I lifted the eyebrow that had the scar above it and felt the corner of my mouth kick up in a grin.
“Brite?” The guy looked like Paul Bunyan or a Hells angel; the name didn’t really fit.
A smile found its way through that massive beard and pearly-white teeth that were the only bright spot in the dim bar.
“Brighton Walker, Brite for short.” He extended a hand that I shook on reflex.
He dropped his head in a little nod and moved down the bar to help another customer.
“That’s a good name for a warrior.”
I closed my eyes briefly and tried to remember what it was like to feel like a warrior. It seemed like it was a million miles away from this bar stool. The music switched to AC/DC and I decided this was my new favorite place to hang out.
Fun and fearless, Cora Lewis knows how to keep her tattooed “bad boy” friends at the Marked in line. But beneath all that flash and sass is a broken heart. Cora won’t let herself get burned again. She’s waiting to fall in love with the perfect man—a baggage-free, drama-free guy ready for commitment. Then she meets Rome Archer.
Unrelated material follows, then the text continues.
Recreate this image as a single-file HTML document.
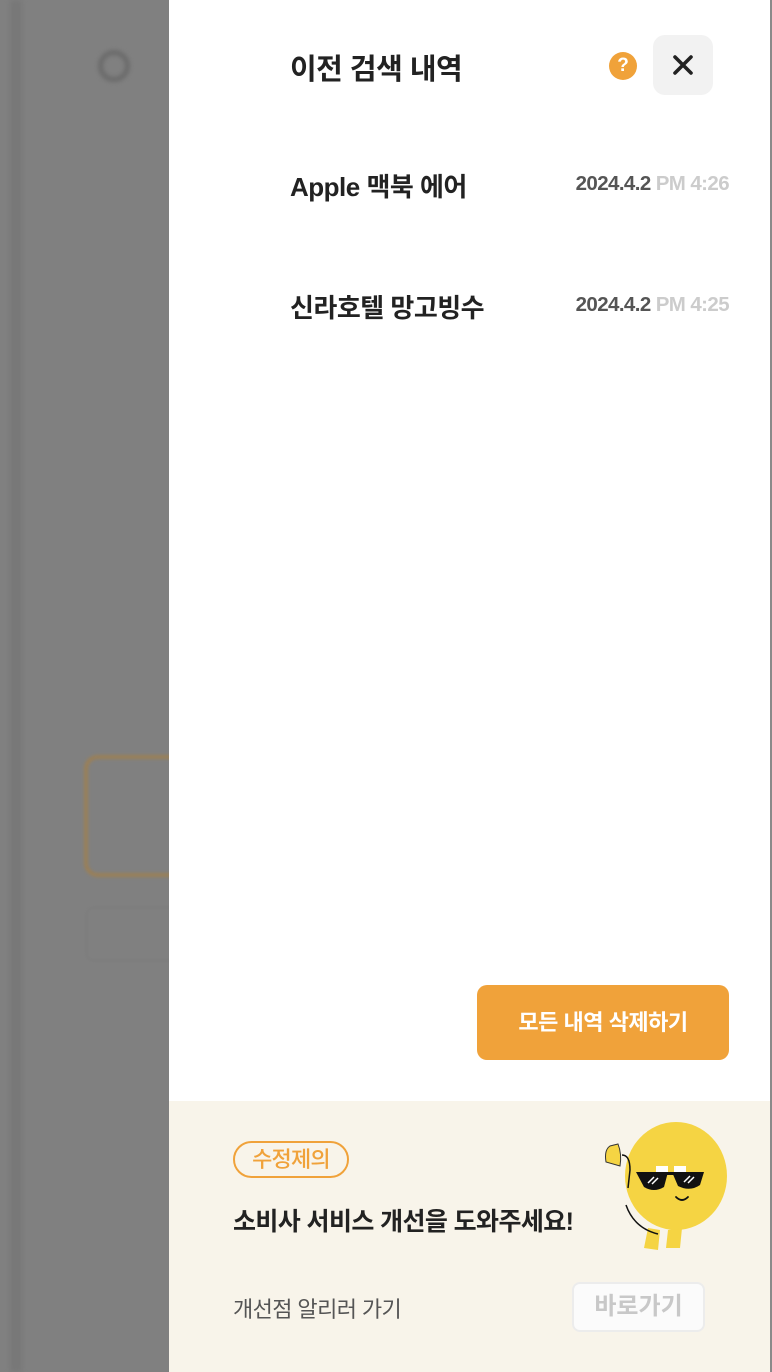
<!DOCTYPE html>
<html><head><meta charset="utf-8"><style>
*{margin:0;padding:0;box-sizing:border-box}
body{width:772px;height:1372px;position:relative;overflow:hidden;background:#808080;font-family:"Liberation Sans","Noto Sans CJK KR",sans-serif}
.abs{position:absolute}
.panel{left:169px;top:0;width:601px;height:1372px;background:#fff}
.rline{left:770px;top:0;width:2px;height:1372px;background:#8a8a8a}
.title{left:290px;top:46px;font-size:29px;font-weight:700;color:#222;letter-spacing:-0.5px}
.item{left:290px;font-size:26px;font-weight:600;color:#222;letter-spacing:-0.5px}
.date{right:43px;font-size:20.5px;font-weight:700;color:#555;letter-spacing:-0.6px}
.date span{color:#ccc}
</style></head><body>
<div class="abs" style="left:10px;top:0;width:12px;height:1372px;background:#777;filter:blur(3px)"></div>
<div class="abs" style="left:98px;top:50px;width:32px;height:32px;border-radius:50%;border:5px solid #6a6a6a;filter:blur(2px)"></div>
<div class="abs" style="left:84px;top:755px;width:120px;height:122px;border:4px solid #9b7f55;border-radius:14px;filter:blur(1.5px)"></div>
<div class="abs" style="left:86px;top:907px;width:110px;height:54px;border:1px solid #7a7a7a;border-radius:8px;filter:blur(1px)"></div>
<div class="abs panel"></div>
<div class="abs rline"></div>
<div class="abs title">이전 검색 내역</div>
<div class="abs" style="left:609px;top:52px;width:28px;height:28px;border-radius:50%;background:#f0a23a;color:#fff;font-weight:700;font-size:19px;text-align:center;line-height:28px">?</div>
<div class="abs" style="left:653px;top:35px;width:60px;height:60px;border-radius:12px;background:#f2f2f2">
<svg width="60" height="60" viewBox="0 0 60 60"><path d="M22 22L38 38M38 22L22 38" stroke="#222" stroke-width="3.6" stroke-linecap="round"/></svg></div>
<div class="abs item" style="top:167px">Apple 맥북 에어</div>
<div class="abs date" style="top:172px">2024.4.2 <span>PM 4:26</span></div>
<div class="abs item" style="top:288px">신라호텔 망고빙수</div>
<div class="abs date" style="top:293px">2024.4.2 <span>PM 4:25</span></div>
<div class="abs" style="left:477px;top:985px;width:252px;height:75px;border-radius:10px;background:#f0a23a;color:#fff;font-size:22px;font-weight:700;text-align:center;line-height:75px;letter-spacing:-0.5px">모든 내역 삭제하기</div>
<div class="abs" style="left:169px;top:1101px;width:601px;height:271px;background:#f8f4ea"></div>
<div class="abs" style="left:233px;top:1141px;width:116px;height:37px;border:2px solid #f0a23a;border-radius:19px;color:#f0a23a;font-size:22px;font-weight:500;text-align:center;line-height:33px;letter-spacing:-0.8px">수정제의</div>
<div class="abs" style="left:233px;top:1202px;font-size:25px;font-weight:600;color:#222;letter-spacing:-0.6px">소비사 서비스 개선을 도와주세요!</div>
<div class="abs" style="left:233px;top:1292px;font-size:22px;color:#555;letter-spacing:-0.6px">개선점 알리러 가기</div>
<div class="abs" style="left:572px;top:1282px;width:133px;height:50px;border:2px solid #ececec;border-radius:8px;background:#fbfbfb;color:#c8c8c8;font-size:24px;font-weight:700;text-align:center;line-height:46px">바로가기</div>
<svg class="abs" style="left:596px;top:1110px" width="140" height="150" viewBox="0 0 140 150">
<path d="M52 118 L48 138 L62 140 L64 120Z M72 120 L70 138 L84 138 L86 118Z" fill="#f5d443"/>
<ellipse cx="80" cy="66" rx="51" ry="54" fill="#f5d443"/>
<path d="M26 45 Q34 45 34 60 L32 78" stroke="#111" stroke-width="1.5" fill="none"/>
<path d="M30 95 Q38 118 62 124" stroke="#111" stroke-width="1.5" fill="none"/>
<path d="M10 52 Q8 40 14 36 L22 34 Q26 44 24 56 Z" fill="#f5d443" stroke="#333" stroke-width="1"/>
<rect x="60" y="56" width="12" height="6" fill="#fff"/><rect x="78" y="56" width="12" height="6" fill="#fff"/>
<path d="M40 62 L72 62 L68 77 Q58 83 48 77 Z M76 62 L108 62 L104 75 Q94 82 82 76 Z" fill="#111"/>
<rect x="70" y="62" width="8" height="3" fill="#111"/>
<path d="M52 73 L58 67 M56 74 L62 68 M88 72 L94 66 M92 73 L98 67" stroke="#fff" stroke-width="1.5"/>
<path d="M80 87 Q86 93 92 87" stroke="#111" stroke-width="1.8" fill="none" stroke-linecap="round"/>
</svg>
</body></html>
Rome Archer is as far from perfect as a man can be. He’s stubborn, rigid, and bossy. And he’s returned from his final tour of duty more than a little broken. Rome’s used to filling many roles: big brother, doting son, supersoldier—but none of those fit anymore. Now he’s just a man trying to figure out what to do with the rest of his life while keeping the dark demons of war and loss at bay. He would have been glad to suffer through it alone, until Cora comes sweeping into his life and becomes a blinding flash of color in a sea of gray.Perfect may not be in the cards, but perfectly imperfect could just last forever.